* [What the exercise asks]
Below are the records; reproduce all of them exactly but without any images.

* [Dataset]

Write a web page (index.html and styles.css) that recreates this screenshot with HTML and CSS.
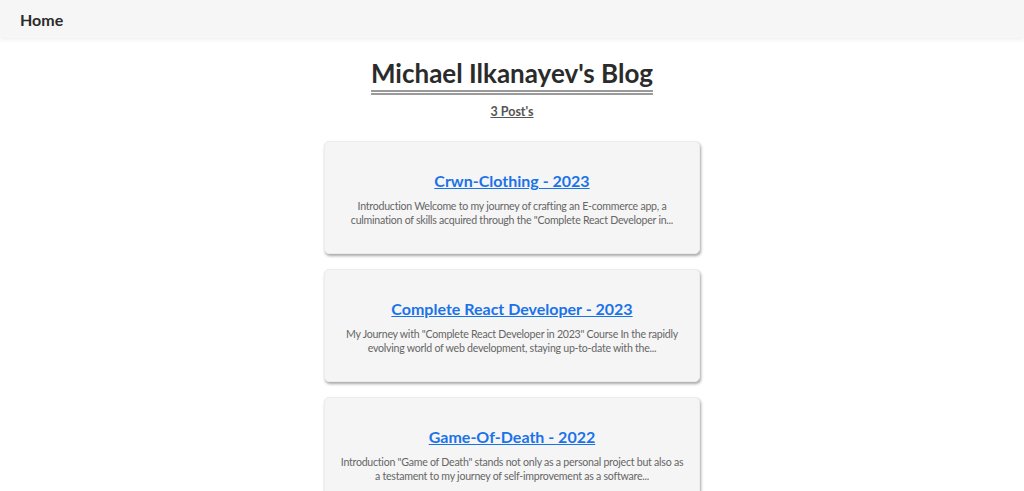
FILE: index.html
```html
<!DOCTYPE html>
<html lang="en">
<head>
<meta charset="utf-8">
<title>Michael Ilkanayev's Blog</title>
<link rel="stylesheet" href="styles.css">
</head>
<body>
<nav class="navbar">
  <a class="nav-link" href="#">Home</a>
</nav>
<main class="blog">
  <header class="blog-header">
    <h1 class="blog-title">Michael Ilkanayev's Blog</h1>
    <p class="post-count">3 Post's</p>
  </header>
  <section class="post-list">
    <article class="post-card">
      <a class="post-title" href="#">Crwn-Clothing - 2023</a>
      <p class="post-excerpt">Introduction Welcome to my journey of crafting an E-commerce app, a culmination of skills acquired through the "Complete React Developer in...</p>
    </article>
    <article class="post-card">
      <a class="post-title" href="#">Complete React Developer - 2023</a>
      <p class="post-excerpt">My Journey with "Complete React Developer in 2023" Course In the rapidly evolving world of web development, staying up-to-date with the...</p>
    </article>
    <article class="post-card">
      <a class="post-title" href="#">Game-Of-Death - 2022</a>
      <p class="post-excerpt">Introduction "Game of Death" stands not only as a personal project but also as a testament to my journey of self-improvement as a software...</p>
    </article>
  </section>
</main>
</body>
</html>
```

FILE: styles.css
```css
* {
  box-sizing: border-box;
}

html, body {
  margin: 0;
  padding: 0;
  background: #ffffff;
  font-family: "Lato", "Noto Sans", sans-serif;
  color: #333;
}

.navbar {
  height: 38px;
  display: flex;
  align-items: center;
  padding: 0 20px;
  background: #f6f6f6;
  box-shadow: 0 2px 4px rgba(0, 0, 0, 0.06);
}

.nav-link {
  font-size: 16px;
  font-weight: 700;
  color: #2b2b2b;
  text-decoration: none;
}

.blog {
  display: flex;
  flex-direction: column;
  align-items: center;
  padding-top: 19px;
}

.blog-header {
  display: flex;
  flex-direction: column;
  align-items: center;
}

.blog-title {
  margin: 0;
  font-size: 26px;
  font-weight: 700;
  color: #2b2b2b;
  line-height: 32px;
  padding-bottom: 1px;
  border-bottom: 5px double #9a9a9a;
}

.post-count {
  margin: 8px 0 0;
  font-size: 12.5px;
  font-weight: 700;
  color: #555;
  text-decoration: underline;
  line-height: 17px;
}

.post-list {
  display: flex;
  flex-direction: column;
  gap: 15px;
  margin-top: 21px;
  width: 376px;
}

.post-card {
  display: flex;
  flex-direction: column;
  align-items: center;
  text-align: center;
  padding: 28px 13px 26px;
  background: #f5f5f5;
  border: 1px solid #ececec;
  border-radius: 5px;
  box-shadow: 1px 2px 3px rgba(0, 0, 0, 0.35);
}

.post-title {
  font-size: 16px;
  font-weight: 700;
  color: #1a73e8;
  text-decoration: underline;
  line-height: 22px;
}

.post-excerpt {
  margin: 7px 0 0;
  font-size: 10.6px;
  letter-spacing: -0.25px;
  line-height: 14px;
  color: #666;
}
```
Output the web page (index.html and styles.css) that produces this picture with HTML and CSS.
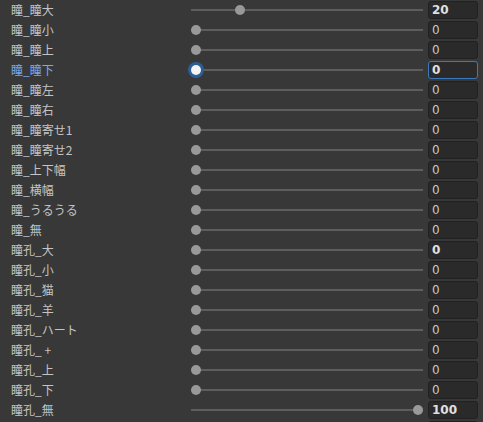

* [Answer below]
Write a web page (index.html and styles.css) that recreates this screenshot with HTML and CSS.
FILE: index.html
```html
<!DOCTYPE html>
<html lang="en">
<head>
<meta charset="utf-8">
<title>Michael Ilkanayev's Blog</title>
<link rel="stylesheet" href="styles.css">
</head>
<body>
<nav class="navbar">
  <a class="nav-link" href="#">Home</a>
</nav>
<main class="blog">
  <header class="blog-header">
    <h1 class="blog-title">Michael Ilkanayev's Blog</h1>
    <p class="post-count">3 Post's</p>
  </header>
  <section class="post-list">
    <article class="post-card">
      <a class="post-title" href="#">Crwn-Clothing - 2023</a>
      <p class="post-excerpt">Introduction Welcome to my journey of crafting an E-commerce app, a culmination of skills acquired through the "Complete React Developer in...</p>
    </article>
    <article class="post-card">
      <a class="post-title" href="#">Complete React Developer - 2023</a>
      <p class="post-excerpt">My Journey with "Complete React Developer in 2023" Course In the rapidly evolving world of web development, staying up-to-date with the...</p>
    </article>
    <article class="post-card">
      <a class="post-title" href="#">Game-Of-Death - 2022</a>
      <p class="post-excerpt">Introduction "Game of Death" stands not only as a personal project but also as a testament to my journey of self-improvement as a software...</p>
    </article>
  </section>
</main>
</body>
</html>
```

FILE: styles.css
```css
* {
  box-sizing: border-box;
}

html, body {
  margin: 0;
  padding: 0;
  background: #ffffff;
  font-family: "Lato", "Noto Sans", sans-serif;
  color: #333;
}

.navbar {
  height: 38px;
  display: flex;
  align-items: center;
  padding: 0 20px;
  background: #f6f6f6;
  box-shadow: 0 2px 4px rgba(0, 0, 0, 0.06);
}

.nav-link {
  font-size: 16px;
  font-weight: 700;
  color: #2b2b2b;
  text-decoration: none;
}

.blog {
  display: flex;
  flex-direction: column;
  align-items: center;
  padding-top: 19px;
}

.blog-header {
  display: flex;
  flex-direction: column;
  align-items: center;
}

.blog-title {
  margin: 0;
  font-size: 26px;
  font-weight: 700;
  color: #2b2b2b;
  line-height: 32px;
  padding-bottom: 1px;
  border-bottom: 5px double #9a9a9a;
}

.post-count {
  margin: 8px 0 0;
  font-size: 12.5px;
  font-weight: 700;
  color: #555;
  text-decoration: underline;
  line-height: 17px;
}

.post-list {
  display: flex;
  flex-direction: column;
  gap: 15px;
  margin-top: 21px;
  width: 376px;
}

.post-card {
  display: flex;
  flex-direction: column;
  align-items: center;
  text-align: center;
  padding: 28px 13px 26px;
  background: #f5f5f5;
  border: 1px solid #ececec;
  border-radius: 5px;
  box-shadow: 1px 2px 3px rgba(0, 0, 0, 0.35);
}

.post-title {
  font-size: 16px;
  font-weight: 700;
  color: #1a73e8;
  text-decoration: underline;
  line-height: 22px;
}

.post-excerpt {
  margin: 7px 0 0;
  font-size: 10.6px;
  letter-spacing: -0.25px;
  line-height: 14px;
  color: #666;
}
```
Output the web page (index.html and styles.css) that produces this picture with HTML and CSS.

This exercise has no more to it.